Last week's look at Wisconsin's ability to prevent opponents' 3-point attempts got me thinking about how the other half lives. Much like certain programs run successful defenses without forcing many turnovers (UConn) or preventing offensive rebounds well (Louisville), there are teams that are effective defensively while allowing a lot of 3-point attempts. How do they do it?

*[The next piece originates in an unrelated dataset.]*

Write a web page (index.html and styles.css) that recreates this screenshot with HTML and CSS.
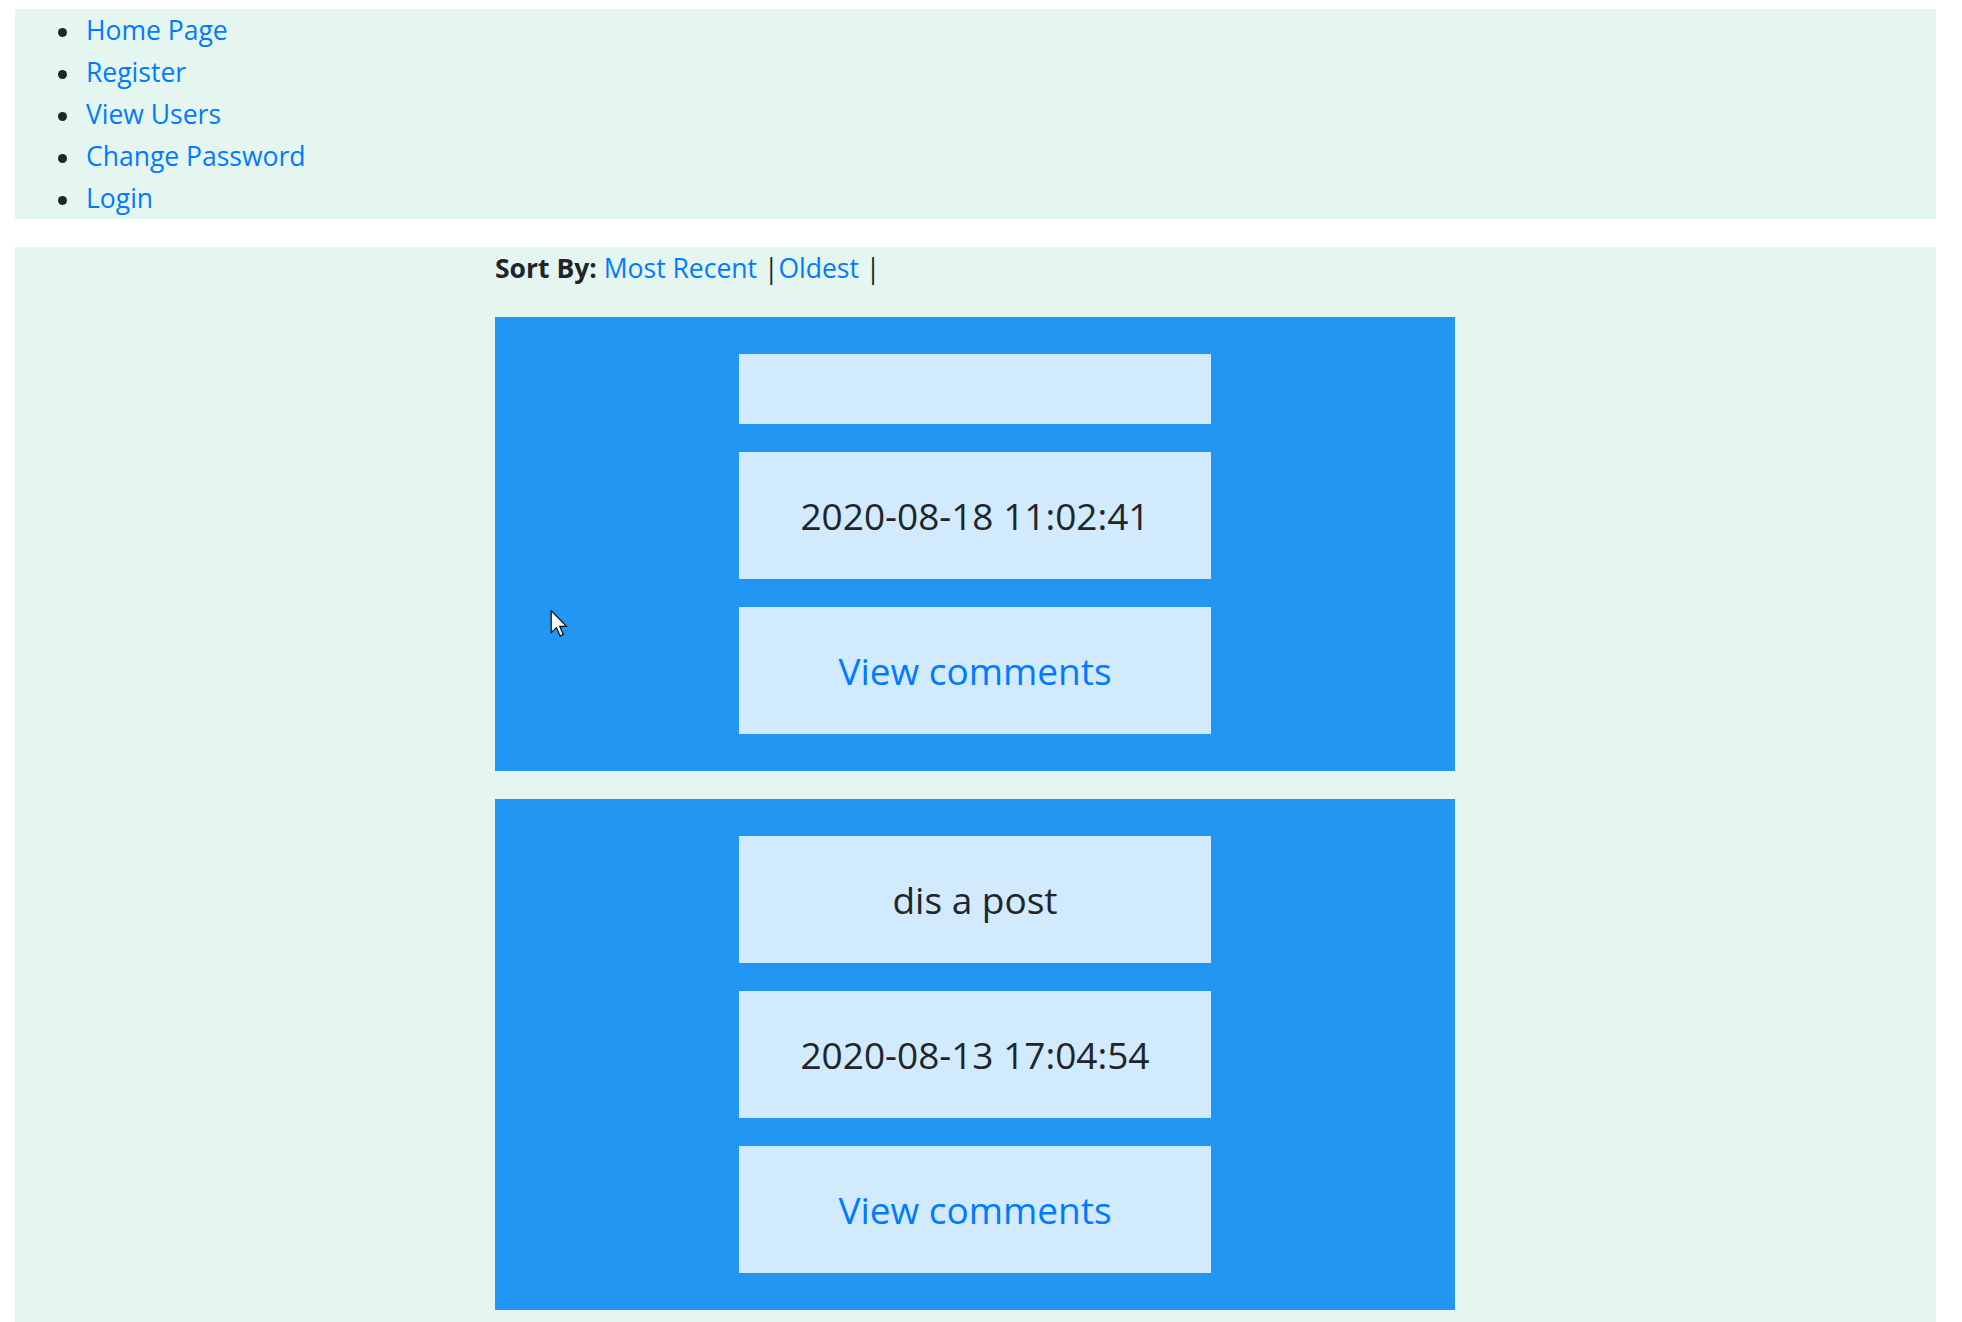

There's a weak relationship between limiting 3-point attempts and defensive efficiency. However, some defenses not only succeed but dominate while allowing a lot 3-point attempts. Look no further than last season's edition of Florida State , which led the nation in adjusted defensive efficiency while allowing the 21st–highest 3-point attempt percentage. (While the Seminoles' defense was amazing, it's worth noting that their season-ending loss to VCU in the Sweet 16 was partially the result of the Rams being able to take almost half their shots from 3-point range, where they made 12-of-26 attempts.)
Over the years, no tournament-quality team has more consistently allowed a bunch of 3-point attempts than Syracuse. Jim Boeheim's famous zone is fairly aggressive as zones go, extending well beyond the 3-point line at times, but its most important feature is that it's nearly impenetrable from action on the dribble. Thus, opponents are frequently relegated to long-distance jump shots.